Aceh Tenggara, DOBRAK POST – Kejaksaan Negeri Aceh Tenggara telah melaksanakan eksekusi atas putusan Mahkamah Agung yang menjatuhkan hukuman 4 tahun penjara kepada Muhamad Rapi alias BOB.
Terpidana dinyatakan bersalah dalam kasus korupsi pengadaan ternak sapi sebanyak 200 ekor pada Dinas Pertanian Aceh Tenggara tahun 2019, yang bersumber dari Dana Otonomi Khusus (DOKA).
Selain pidana penjara, Muhamad Rapi juga dikenai denda sebesar Rp100 juta.
Menurut Kepala Kejaksaan Negeri Aceh Tenggara melalui Kasi Intelijen, Dedy Maryadi, Muhamad Rapi bertindak sebagai supplier pengadaan sapi melalui UD Sultan Keda, yang secara de jure dipimpin oleh istrinya, Rosawati.
Namun, berdasarkan fakta persidangan, terpidana sepenuhnya mengendalikan aktivitas usaha tersebut.
Muhamad Rapi menyuruh pekerjanya, Muhammad Yasin, untuk membeli sapi di wilayah Simalungun, Sumatera Utara. Proses pengadaan dilakukan tanpa memenuhi syarat yang tertuang dalam spesifikasi teknis atau Kerangka Acuan Kerja (KAK).
Sapi dibeli secara eceran, tanpa pemeriksaan kesehatan, tanpa dokumen resmi seperti kuitansi, dan pengangkutan dilakukan secara asal-asalan.
“Akibat perbuatan tersebut, negara dirugikan sebesar Rp1,07 miliar, sebagaimana hasil audit dari Inspektorat Aceh dalam Laporan Hasil Perhitungan Kerugian Keuangan Negara Nomor: 700/01/PKKN/IA-IRSUS/2023,” jelas Dedy.
Perkara ini sempat mengalami dinamika di pengadilan. Pada tingkat pertama, Pengadilan Tindak Pidana Korupsi Banda Aceh membebaskan terdakwa melalui putusan Nomor: 68/Pid.Sus-TPK/2023/PN Bna tanggal 11 Maret 2024. Jaksa kemudian mengajukan kasasi ke Mahkamah Agung.
Mahkamah Agung melalui putusan Nomor: 5544 K/Pid.Sus/2024 tanggal 1 Oktober 2024 menjatuhkan hukuman 4 tahun penjara, denda Rp100 juta subsider 2 bulan kurungan, serta kewajiban membayar uang pengganti kerugian negara.

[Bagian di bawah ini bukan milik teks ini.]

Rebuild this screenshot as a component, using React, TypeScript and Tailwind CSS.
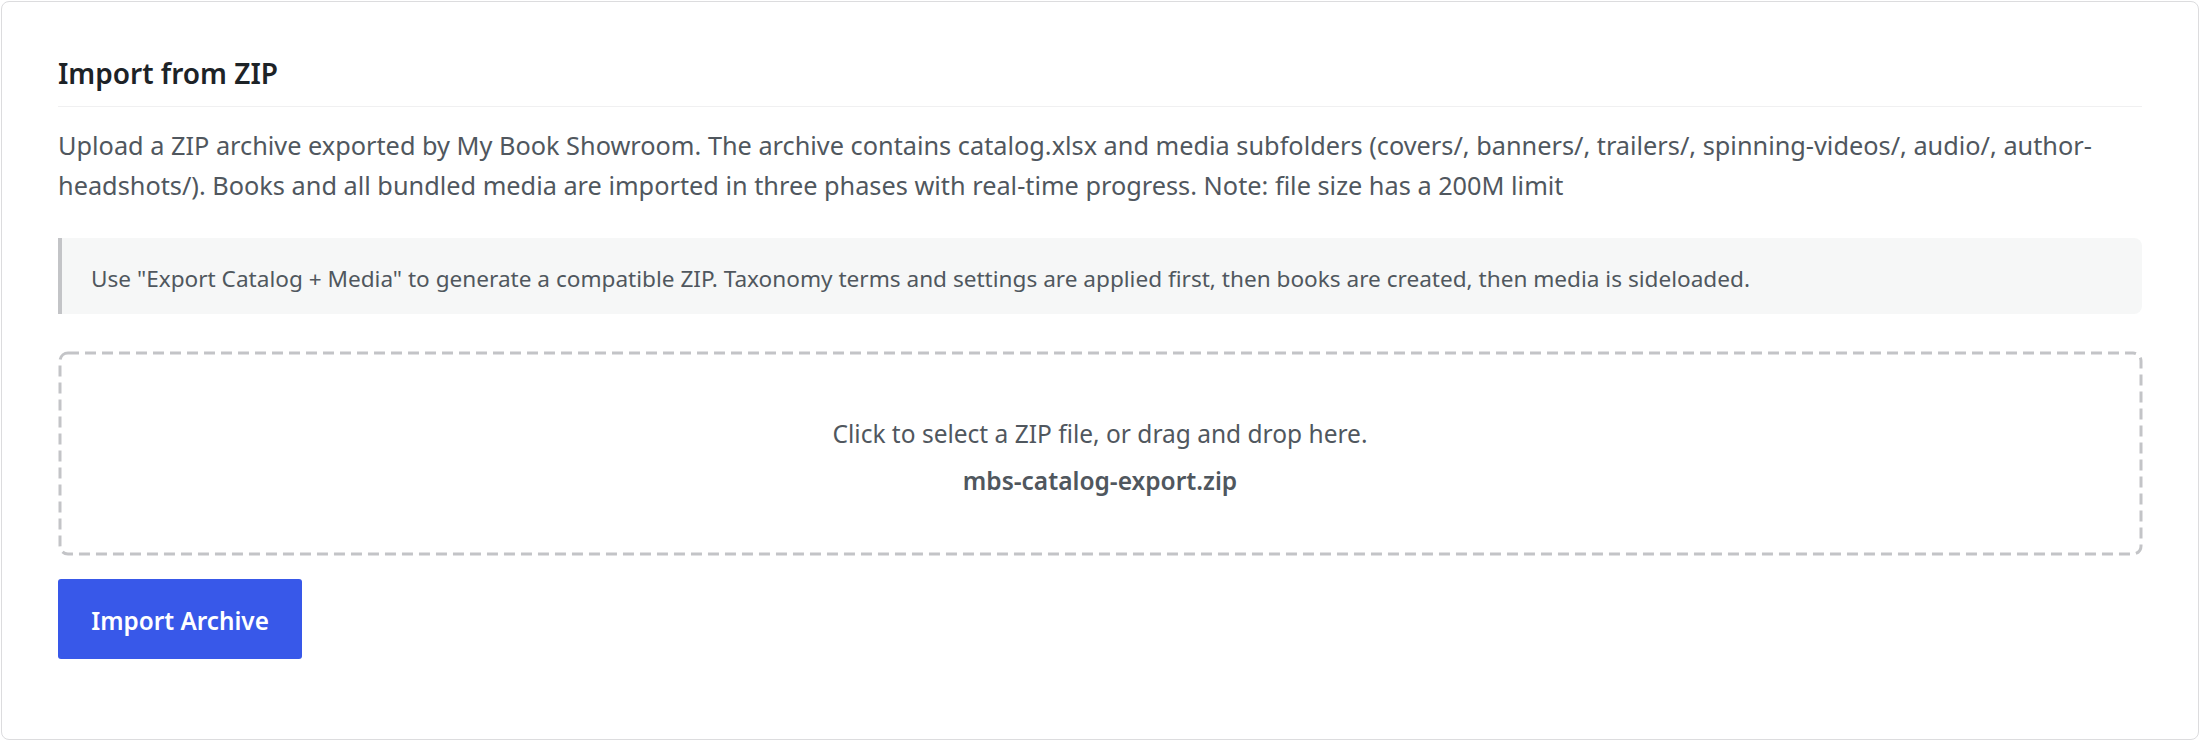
import React from "react";

export default function App() {
  const font = { fontFamily: '"Noto Sans", "Open Sans", sans-serif' };
  return (
    <div className="bg-white p-px" style={font}>
      <div className="rounded-lg border border-[#dcdcde] bg-white px-14 pt-[54px] pb-[80px]">
        <h2 className="border-b border-[#f0f0f1] pb-4 text-[28px] font-semibold leading-[34px] text-[#1d2327]">
          Import from ZIP
        </h2>
        <p className="mt-[18px] text-[25.3px] leading-[40px] text-[#50575e]">
          Upload a ZIP archive exported by My Book Showroom. The archive contains catalog.xlsx and media subfolders
          (covers/, banners/, trailers/, spinning-videos/, audio/, author-headshots/). Books and all bundled media are
          imported in three phases with real-time progress. Note: file size has a 200M limit
        </p>
        <div className="mt-[33px] rounded-r-lg border-l-4 border-[#c3c4c7] bg-[#f6f7f7] pt-[25px] pb-[19px] pl-[29px] text-[22.6px] leading-[32px] text-[#50575e]">
          Use "Export Catalog + Media" to generate a compatible ZIP. Taxonomy terms and settings are applied first, then
          books are created, then media is sideloaded.
        </div>
        <div className="relative mt-[37px] flex h-[204px] flex-col items-center justify-center gap-[15px] pt-[8px] text-[24.5px] leading-[32px] text-[#50575e]">
          <svg
            className="pointer-events-none absolute left-[1.5px] top-[1.5px] h-[calc(100%-3px)] w-[calc(100%-3px)] overflow-visible"
            aria-hidden="true"
          >
            <rect
              x="0"
              y="0"
              width="100%"
              height="100%"
              rx="8"
              ry="8"
              fill="none"
              stroke="#c3c4c7"
              strokeWidth="3"
              strokeDasharray="11 6"
            />
          </svg>
          <div>Click to select a ZIP file, or drag and drop here.</div>
          <div className="font-semibold">mbs-catalog-export.zip</div>
        </div>
        <button
          type="button"
          className="mt-[24px] flex h-[80px] w-[244px] items-center justify-center rounded-[3px] bg-[#3858e9] pt-[5px] text-[24.3px] font-semibold text-white"
        >
          Import Archive
        </button>
      </div>
    </div>
  );
}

Jika uang pengganti tidak dibayarkan dalam waktu satu bulan sejak putusan berkekuatan hukum tetap, harta benda terpidana akan disita dan dilelang.
Apabila harta tidak mencukupi, maka terpidana akan menjalani pidana pengganti selama satu tahun penjara.
Putusan juga menyebutkan sejumlah barang bukti, mulai dari dokumen hingga item lainnya yang terkait pengadaan sapi, yang dirampas untuk negara. Selain itu, terpidana dibebankan biaya perkara sebesar Rp2.500 di tingkat kasasi.
Kasus ini menyoroti lemahnya pengawasan dalam penggunaan dana otsus serta tata kelola pengadaan barang dan jasa. Modus pengadaan yang tidak sesuai spesifikasi teknis hingga pengawasan yang minim menjadi celah korupsi.
Peran pihak-pihak terkait, termasuk pengawasan internal dan pihak kontraktor lainnya, juga patut dievaluasi.
Vonis terhadap Muhamad Rapi diharapkan menjadi pembelajaran bagi pelaksana proyek dan pemangku kebijakan agar lebih transparan dan akuntabel dalam mengelola keuangan negara.
Pemberantasan korupsi membutuhkan komitmen tidak hanya dari aparat penegak hukum, tetapi juga dari semua elemen masyarakat.